Allan Sloan
Allan Sloan
Columnist

It’s time for the grown-ups to step up in Washington

America’s leaders aren’t ­leading — and the damage is mounting. ­Citizens have complained for years about Washington’s squabbling children, who’d rather stamp their feet and hold their breath than resolve momentous issues of economic policy. The games are childish, but the resulting suffering is serious: Millions can’t find work, confidence withers, growth slows and the self-reinforcing upward spiral that makes an economy grow can’t get going — largely because our supposed leaders won’t grow up.
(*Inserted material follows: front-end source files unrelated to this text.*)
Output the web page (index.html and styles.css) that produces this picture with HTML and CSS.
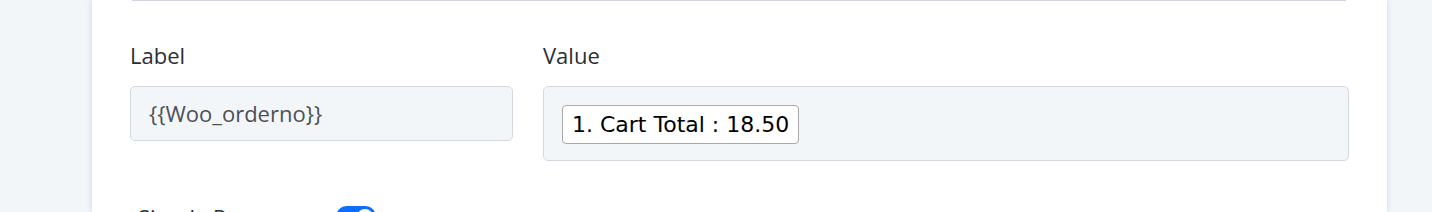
FILE: index.html
```html
<!DOCTYPE html>
<html lang="en">
    <head>
        <meta charset="UTF-8">
        <meta name="viewport" content="width=device-width, initial-scale=1.0">
        <title>Variables</title>
        <link rel="stylesheet" href="styles.css">
    </head>
    <body>
        <main class="card">
            <div class="box-above"></div>

            <section class="campos">
                <div class="campo">
                    <label class="rotulo">Label</label>
                    <div class="entrada">{{Woo_orderno}}</div>
                </div>
                <div class="campo">
                    <label class="rotulo">Value</label>
                    <div class="entrada-valor">
                        <span class="chip">1. Cart Total : 18.50</span>
                    </div>
                </div>
            </section>

            <section class="linha-toggle">
                <span class="texto-toggle">Simple Response</span>
                <span class="toggle"><span class="bolinha"></span></span>
            </section>
        </main>
    </body>
</html>
```

FILE: styles.css
```css
* {
    padding: 0px;
    margin: 0px;
    box-sizing: border-box;
}

body {
    background-color: #f3f6f9;
    font-family: "Open Sans", sans-serif;
    overflow: hidden;
}

.card {
    background-color: #fff;
    margin-left: 92px;
    width: 1295px;
    height: 212px;
    overflow: hidden;
    padding: 0 38px;
    box-shadow: 0 0 6px rgba(180, 190, 215, 0.6);
}

.box-above {
    height: 1px;
    margin-left: 2px;
    margin-right: 3px;
    border-bottom: 1px solid #cfd4dc;
    border-radius: 0 0 4px 4px;
}

.campos {
    display: grid;
    grid-template-columns: 383px 806px;
    column-gap: 30px;
    padding-top: 40px;
}

.rotulo {
    display: block;
    font-size: 22px;
    color: #2b2f33;
    line-height: 28px;
    margin-bottom: 17px;
}

.entrada {
    height: 55px;
    background-color: #f3f6f9;
    border: 1px solid #d3d8df;
    border-radius: 5px;
    padding: 0 18px;
    font-size: 22px;
    line-height: 53px;
    color: #4b5057;
}

.entrada-valor {
    height: 75px;
    background-color: #f3f6f9;
    border: 1px solid #d3d8df;
    border-radius: 5px;
    padding: 18px;
}

.chip {
    display: inline-block;
    height: 39px;
    background-color: #fff;
    border: 1px solid #a9a9a9;
    border-radius: 4px;
    padding: 0 9px;
    font-family: "DejaVu Sans", Verdana, sans-serif;
    font-size: 22px;
    line-height: 37px;
    color: #000;
}

.linha-toggle {
    display: flex;
    align-items: flex-start;
    padding-top: 45px;
    padding-left: 8px;
}

.texto-toggle {
    width: 198px;
    font-size: 22px;
    line-height: 22px;
    color: #2b2f33;
}

.toggle {
    display: block;
    width: 40px;
    height: 22px;
    border-radius: 11px;
    background-color: #0d6efd;
    position: relative;
}

.bolinha {
    position: absolute;
    top: 3px;
    right: 3px;
    width: 16px;
    height: 16px;
    border-radius: 50%;
    background-color: #fff;
}
```
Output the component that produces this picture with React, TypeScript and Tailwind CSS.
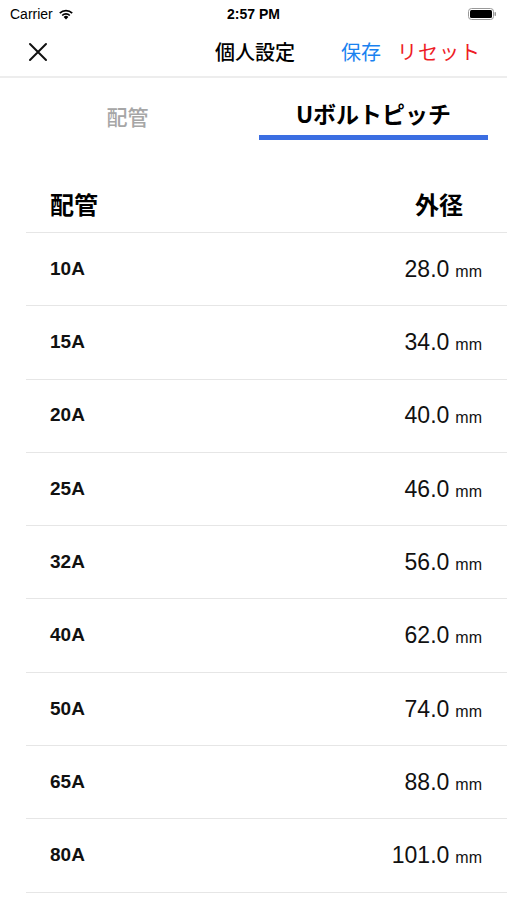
import React, { useState } from 'react';

const rows = [
  { size: '10A', od: '28.0' },
  { size: '15A', od: '34.0' },
  { size: '20A', od: '40.0' },
  { size: '25A', od: '46.0' },
  { size: '32A', od: '56.0' },
  { size: '40A', od: '62.0' },
  { size: '50A', od: '74.0' },
  { size: '65A', od: '88.0' },
  { size: '80A', od: '101.0' },
];

const jp = "font-['Noto_Sans_CJK_JP',sans-serif]";
const latin = "font-['Liberation_Sans','Noto_Sans_CJK_JP',sans-serif]";

const StatusBar = () => (
  <div className={`h-[28px] flex items-center justify-between px-[10px] ${latin}`}>
    <div className="flex items-center gap-[5px] w-[120px]">
      <span className="text-[14px] text-black">Carrier</span>
      {/* wifi */}
      <svg width="16" height="12" viewBox="0 0 16 12">
        <path d="M8 11.5 L5.6 8.9 A3.4 3.4 0 0 1 10.4 8.9 Z" fill="#000" />
        <path d="M3.6 6.9 A6.3 6.3 0 0 1 12.4 6.9 L11.2 8.1 A4.6 4.6 0 0 0 4.8 8.1 Z" fill="#000" />
        <path d="M1.2 4.5 A9.7 9.7 0 0 1 14.8 4.5 L13.6 5.7 A8 8 0 0 0 2.4 5.7 Z" fill="#000" />
      </svg>
    </div>
    <span className="text-[14px] font-bold text-black">2:57 PM</span>
    <div className="w-[120px] flex justify-end">
      {/* battery */}
      <svg width="29" height="12" viewBox="0 0 29 12">
        <rect x="0.5" y="0.5" width="25" height="11" rx="3" fill="none" stroke="#999" />
        <rect x="2" y="2" width="22" height="8" rx="1.5" fill="#000" />
        <rect x="26.5" y="4" width="1.5" height="4" rx="0.7" fill="#999" />
      </svg>
    </div>
  </div>
);

const App = () => {
  const [tab, setTab] = useState(1);

  return (
    <div className="w-[507px] h-[900px] overflow-hidden bg-white">
      <StatusBar />

      {/* Nav bar */}
      <div className="h-[50px] flex items-center border-b-2 border-[#ededed]">
        <button className="w-[75px] flex justify-center">
          <svg width="20" height="20" viewBox="0 0 20 20">
            <path d="M2 2 L18 18 M18 2 L2 18" stroke="#111" strokeWidth="2" strokeLinecap="round" />
          </svg>
        </button>
        <div className={`flex-1 flex justify-end pr-[46px] text-[20px] font-medium text-black ${jp}`}>
          個人設定
        </div>
        <div className={`flex items-center gap-[16px] pr-[26px] text-[20px] ${jp}`}>
          <button className="text-[#1a82f0]">保存</button>
          <button className="text-[#ee1c25] tracking-[1px]">リセット</button>
        </div>
      </div>

      {/* Tabs */}
      <div className={`flex h-[62px] ${jp}`}>
        <button
          onClick={() => setTab(0)}
          className={`w-[255px] flex items-end justify-center pb-[8px] text-[21px] font-medium ${tab === 0 ? 'text-black border-b-[5px] border-[#3b6ee2]' : 'text-[#a6a6a6]'}`}
        >
          配管
        </button>
        <button
          onClick={() => setTab(1)}
          className={`w-[229px] ml-[4px] flex items-end justify-center pb-[5px] text-[23px] font-bold ${tab === 1 ? 'text-black border-b-[5px] border-[#3b6ee2]' : 'text-[#a6a6a6]'}`}
        >
          Uボルトピッチ
        </button>
      </div>

      {/* Table */}
      <div className="ml-[26px] mt-[12px]">
        <div className={`h-[81px] flex items-center justify-between pl-[24px] pr-[44px] pt-[24px] border-b border-[#e6e6e6] text-[24px] font-bold text-black ${jp}`}>
          <span>配管</span>
          <span>外径</span>
        </div>
        {rows.map((r) => (
          <div
            key={r.size}
            className="h-[73.3px] flex items-center justify-between pl-[24px] pr-[25px] border-b border-[#e6e6e6]"
          >
            <span className={`text-[19px] font-bold text-[#111] ${latin}`}>{r.size}</span>
            <span className={`flex items-baseline gap-[6px] text-[#111] ${latin}`}>
              <span className="text-[23px]">{r.od}</span>
              <span className="text-[16px]">mm</span>
            </span>
          </div>
        ))}
      </div>
    </div>
  );
};

export default App;
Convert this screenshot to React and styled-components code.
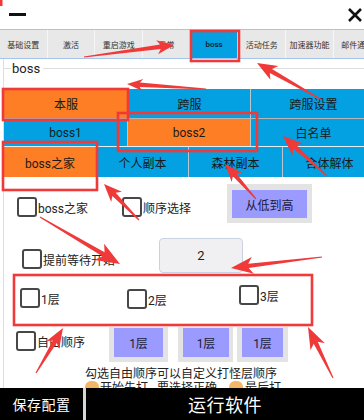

You may have heard such generalities before, but consider this specific: The chief executive of a Fortune 50 industrial firm with operations in 180 countries told one of us recently that the prospect of the year-end “fiscal cliff” of tax increases and federal spending cuts means that “we’re already holding back on things we’d otherwise be doing. I could show you a list.” He doesn’t want to be identified, for obvious reasons. But his list represents economic growth that isn’t happening because Washington’s leaders prefer playing inside-the-Beltway chicken to dealing with a potential economy-crushing problem less than five months away. So the U.S. hobbles on, its gross domestic product growth having slowed from a feeble 2 percent annual rate in the first quarter to 1.7 percent in the second.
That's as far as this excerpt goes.